0.原題

Given a 2D board containing 'X' and 'O' (the letter O), capture all regions surrounded by 'X'.

A region is captured by flipping all 'O's into 'X's in that surrounded region.

Example:

X X X X
X O O X
X X O X
X O X X

After running your function, the board should be:

X X X X
X X X X
X X X X
X O X X

Explanation:

Surrounded regions shouldn’t be on the border, which means that any 'O' on the border of the board are not flipped to 'X'. Any 'O' that is not on the border and it is not connected to an 'O' on the border will be flipped to 'X'. Two cells are connected if they are adjacent cells connected horizontally or vertically.

1.程式碼

class Solution:
    def solve(self, board):
        """
        :type board: List[List[str]]
        :rtype: void Do not return anything, modify board in-place instead.
        """
        self.rows = len(board)
        if self.rows:
            self.columns = len(board[0])
            self.visited = [[False for _ in range(self.columns)]for _ in range(self.rows)]
            for r in range(self.rows):
                for c in range(self.columns):
                    if board[r][c] == "O" and not self.visited[r][c]:
                        coordinate_dict = {'rows':[],'columns':[]}
                        self.visit(board,r,c,coordinate_dict)
                        self.flip(board,coordinate_dict)
                        
    def visit(self,board,row,column,coordinate_dict):
        if board[row][column] == 'X':
            return 0
        else:
            if not self.visited[row][column]:
                coordinate_dict['rows'].append(row)
                coordinate_dict['columns'].append(column)
                self.visited[row][column] = True
                if row - 1 >= 0 :
                    self.visit(board,row-1,column,coordinate_dict)
                if row + 1 < self.rows:
                    self.visit(board,row+1,column,coordinate_dict)
                if column - 1 >= 0:
                    self.visit(board,row,column-1,coordinate_dict)
                if column + 1 < self.columns:
                    self.visit(board,row,column+1,coordinate_dict)

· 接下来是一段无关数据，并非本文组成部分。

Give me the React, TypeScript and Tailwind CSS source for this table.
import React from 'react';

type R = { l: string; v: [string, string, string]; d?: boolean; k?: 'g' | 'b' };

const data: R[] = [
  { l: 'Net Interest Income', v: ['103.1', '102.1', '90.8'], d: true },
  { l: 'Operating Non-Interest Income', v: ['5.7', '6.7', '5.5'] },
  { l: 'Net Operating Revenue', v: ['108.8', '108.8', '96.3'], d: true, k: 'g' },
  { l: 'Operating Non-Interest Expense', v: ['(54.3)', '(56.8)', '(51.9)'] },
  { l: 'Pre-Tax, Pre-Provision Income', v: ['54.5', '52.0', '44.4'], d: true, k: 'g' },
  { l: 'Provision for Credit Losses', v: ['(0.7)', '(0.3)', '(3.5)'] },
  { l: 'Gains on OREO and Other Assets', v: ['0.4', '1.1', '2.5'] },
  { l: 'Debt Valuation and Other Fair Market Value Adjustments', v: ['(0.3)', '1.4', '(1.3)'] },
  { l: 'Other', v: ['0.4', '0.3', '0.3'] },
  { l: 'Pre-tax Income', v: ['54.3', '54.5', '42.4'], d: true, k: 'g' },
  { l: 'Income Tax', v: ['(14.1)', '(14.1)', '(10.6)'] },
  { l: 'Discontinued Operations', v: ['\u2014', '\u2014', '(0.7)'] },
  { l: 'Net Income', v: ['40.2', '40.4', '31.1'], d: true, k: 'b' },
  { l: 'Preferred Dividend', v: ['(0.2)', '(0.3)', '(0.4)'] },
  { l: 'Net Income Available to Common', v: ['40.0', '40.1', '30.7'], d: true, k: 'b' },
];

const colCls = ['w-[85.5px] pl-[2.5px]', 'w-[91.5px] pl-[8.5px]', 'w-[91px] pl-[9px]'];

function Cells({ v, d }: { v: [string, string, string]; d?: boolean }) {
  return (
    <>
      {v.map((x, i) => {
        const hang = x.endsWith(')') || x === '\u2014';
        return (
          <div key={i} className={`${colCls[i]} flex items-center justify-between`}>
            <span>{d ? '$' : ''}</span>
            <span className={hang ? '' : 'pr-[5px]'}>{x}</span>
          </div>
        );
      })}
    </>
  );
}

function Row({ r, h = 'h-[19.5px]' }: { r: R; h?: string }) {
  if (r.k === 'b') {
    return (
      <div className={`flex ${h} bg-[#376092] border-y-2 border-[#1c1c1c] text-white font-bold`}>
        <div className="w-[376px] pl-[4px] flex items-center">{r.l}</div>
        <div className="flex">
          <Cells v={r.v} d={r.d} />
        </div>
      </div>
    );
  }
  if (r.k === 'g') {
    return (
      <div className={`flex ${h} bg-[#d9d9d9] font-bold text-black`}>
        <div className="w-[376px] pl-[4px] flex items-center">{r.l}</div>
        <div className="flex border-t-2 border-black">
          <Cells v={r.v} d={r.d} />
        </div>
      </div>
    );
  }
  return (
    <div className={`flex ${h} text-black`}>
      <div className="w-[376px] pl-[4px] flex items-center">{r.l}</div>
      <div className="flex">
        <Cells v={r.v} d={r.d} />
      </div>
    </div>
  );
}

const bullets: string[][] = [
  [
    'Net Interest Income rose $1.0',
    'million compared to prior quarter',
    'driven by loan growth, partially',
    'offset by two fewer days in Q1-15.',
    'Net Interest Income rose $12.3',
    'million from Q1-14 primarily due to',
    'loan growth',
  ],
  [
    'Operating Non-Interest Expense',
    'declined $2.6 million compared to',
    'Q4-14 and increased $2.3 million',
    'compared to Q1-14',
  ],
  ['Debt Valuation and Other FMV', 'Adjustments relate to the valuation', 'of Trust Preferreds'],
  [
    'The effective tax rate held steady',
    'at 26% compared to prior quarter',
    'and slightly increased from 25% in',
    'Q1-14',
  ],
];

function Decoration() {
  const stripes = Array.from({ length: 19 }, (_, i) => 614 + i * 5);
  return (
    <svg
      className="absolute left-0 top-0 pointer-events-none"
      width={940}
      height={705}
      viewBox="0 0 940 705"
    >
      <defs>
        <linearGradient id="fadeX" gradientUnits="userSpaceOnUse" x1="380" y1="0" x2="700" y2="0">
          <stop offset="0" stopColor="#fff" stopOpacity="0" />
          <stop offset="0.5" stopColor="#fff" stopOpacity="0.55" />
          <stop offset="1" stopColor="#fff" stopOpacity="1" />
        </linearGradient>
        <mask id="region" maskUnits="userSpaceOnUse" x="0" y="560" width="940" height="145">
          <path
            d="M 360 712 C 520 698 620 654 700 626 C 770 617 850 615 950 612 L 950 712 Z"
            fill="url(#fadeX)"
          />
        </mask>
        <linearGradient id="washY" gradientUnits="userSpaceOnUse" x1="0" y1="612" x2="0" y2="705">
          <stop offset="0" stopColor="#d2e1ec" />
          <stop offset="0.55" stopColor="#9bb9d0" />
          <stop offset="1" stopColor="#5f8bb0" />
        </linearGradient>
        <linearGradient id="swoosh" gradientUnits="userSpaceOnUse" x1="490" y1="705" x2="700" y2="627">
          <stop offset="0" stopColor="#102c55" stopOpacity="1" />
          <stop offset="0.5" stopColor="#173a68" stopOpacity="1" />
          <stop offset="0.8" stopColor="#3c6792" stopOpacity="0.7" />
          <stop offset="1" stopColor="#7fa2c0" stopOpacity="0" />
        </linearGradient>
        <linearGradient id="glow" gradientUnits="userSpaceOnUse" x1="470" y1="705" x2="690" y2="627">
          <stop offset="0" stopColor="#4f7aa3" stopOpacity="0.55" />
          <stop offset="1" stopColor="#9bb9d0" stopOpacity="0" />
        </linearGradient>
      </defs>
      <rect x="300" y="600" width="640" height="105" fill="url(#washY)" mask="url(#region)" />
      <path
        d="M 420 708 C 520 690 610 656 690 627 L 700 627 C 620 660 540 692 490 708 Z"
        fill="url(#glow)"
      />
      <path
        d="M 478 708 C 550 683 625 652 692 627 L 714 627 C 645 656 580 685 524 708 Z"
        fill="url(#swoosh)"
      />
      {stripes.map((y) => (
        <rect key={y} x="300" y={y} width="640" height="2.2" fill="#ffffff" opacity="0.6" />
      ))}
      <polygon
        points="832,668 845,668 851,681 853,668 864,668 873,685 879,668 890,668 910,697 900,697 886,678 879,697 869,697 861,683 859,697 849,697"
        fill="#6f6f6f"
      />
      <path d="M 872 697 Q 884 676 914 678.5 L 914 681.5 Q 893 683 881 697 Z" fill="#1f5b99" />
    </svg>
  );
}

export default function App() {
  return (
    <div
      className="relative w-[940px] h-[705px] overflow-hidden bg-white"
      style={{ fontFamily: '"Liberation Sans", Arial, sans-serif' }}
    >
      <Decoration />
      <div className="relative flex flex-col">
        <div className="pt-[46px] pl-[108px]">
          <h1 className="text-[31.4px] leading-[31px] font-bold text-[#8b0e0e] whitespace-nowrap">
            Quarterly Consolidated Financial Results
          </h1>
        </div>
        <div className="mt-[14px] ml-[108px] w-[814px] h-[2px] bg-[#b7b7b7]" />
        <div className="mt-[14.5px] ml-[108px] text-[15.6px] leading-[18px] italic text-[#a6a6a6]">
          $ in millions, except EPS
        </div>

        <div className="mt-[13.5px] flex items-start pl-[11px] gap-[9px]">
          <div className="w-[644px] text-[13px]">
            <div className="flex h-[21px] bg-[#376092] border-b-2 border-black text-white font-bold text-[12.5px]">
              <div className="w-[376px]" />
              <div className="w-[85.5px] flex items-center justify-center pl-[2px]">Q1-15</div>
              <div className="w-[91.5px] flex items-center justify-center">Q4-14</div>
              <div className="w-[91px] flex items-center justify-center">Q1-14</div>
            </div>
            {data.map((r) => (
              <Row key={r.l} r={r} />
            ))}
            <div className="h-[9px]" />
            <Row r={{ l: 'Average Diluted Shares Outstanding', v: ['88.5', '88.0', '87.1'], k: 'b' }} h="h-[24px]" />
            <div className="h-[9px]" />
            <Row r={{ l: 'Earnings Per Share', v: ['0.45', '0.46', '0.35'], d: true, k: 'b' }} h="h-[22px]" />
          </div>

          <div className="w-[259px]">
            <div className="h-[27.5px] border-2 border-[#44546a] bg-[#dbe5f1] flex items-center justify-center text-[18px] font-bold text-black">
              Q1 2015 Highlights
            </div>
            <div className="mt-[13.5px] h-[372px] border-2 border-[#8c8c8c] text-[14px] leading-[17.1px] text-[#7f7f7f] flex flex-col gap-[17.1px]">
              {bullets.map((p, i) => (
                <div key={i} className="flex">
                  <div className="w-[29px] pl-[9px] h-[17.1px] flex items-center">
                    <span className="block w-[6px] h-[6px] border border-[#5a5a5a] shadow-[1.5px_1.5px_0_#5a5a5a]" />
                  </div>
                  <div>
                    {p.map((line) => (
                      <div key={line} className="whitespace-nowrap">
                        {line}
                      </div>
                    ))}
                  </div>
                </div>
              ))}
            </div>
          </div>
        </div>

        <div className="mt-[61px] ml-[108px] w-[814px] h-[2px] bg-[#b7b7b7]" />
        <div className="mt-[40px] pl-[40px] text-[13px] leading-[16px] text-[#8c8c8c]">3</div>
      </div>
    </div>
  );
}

    def flip(self, board, coordinate_dict):
        min_row = min(coordinate_dict['rows'])
        min_column = min(coordinate_dict['columns'])
        max_row = max(coordinate_dict['rows'])
        max_column = max(coordinate_dict['columns'])
        if min_row == 0 or min_column == 0 or max_row == self.rows-1 or max_column == self.columns-1:
            return 0
        else:
            for (row, column) in zip(coordinate_dict['rows'], coordinate_dict['columns']):
                board[row][column] = "X"


if __name__ == "__main__":
    board = [["X","O","X","O","X","O"],["O","X","O","X","O","X"],["X","O","X","O","X","O"],["O","X","O","X","O","X"]]
    board2 = [["X","X","X","X"],["X","O","O","X"],["X","X","O","X"],["X","O","X","X"]]
    solution = Solution()
    solution.solve(board2)
    print(board)
 

2.思路

首先查詢所有相連的'O'，查詢的方法與“島嶼”問題類似，不在贅述。

然後，判斷連線在一起的‘O’，是否有在邊界的：

如果有，則不用翻轉；

如果沒有，證明被'X'所包圍，將所有的'O'翻轉為'X'。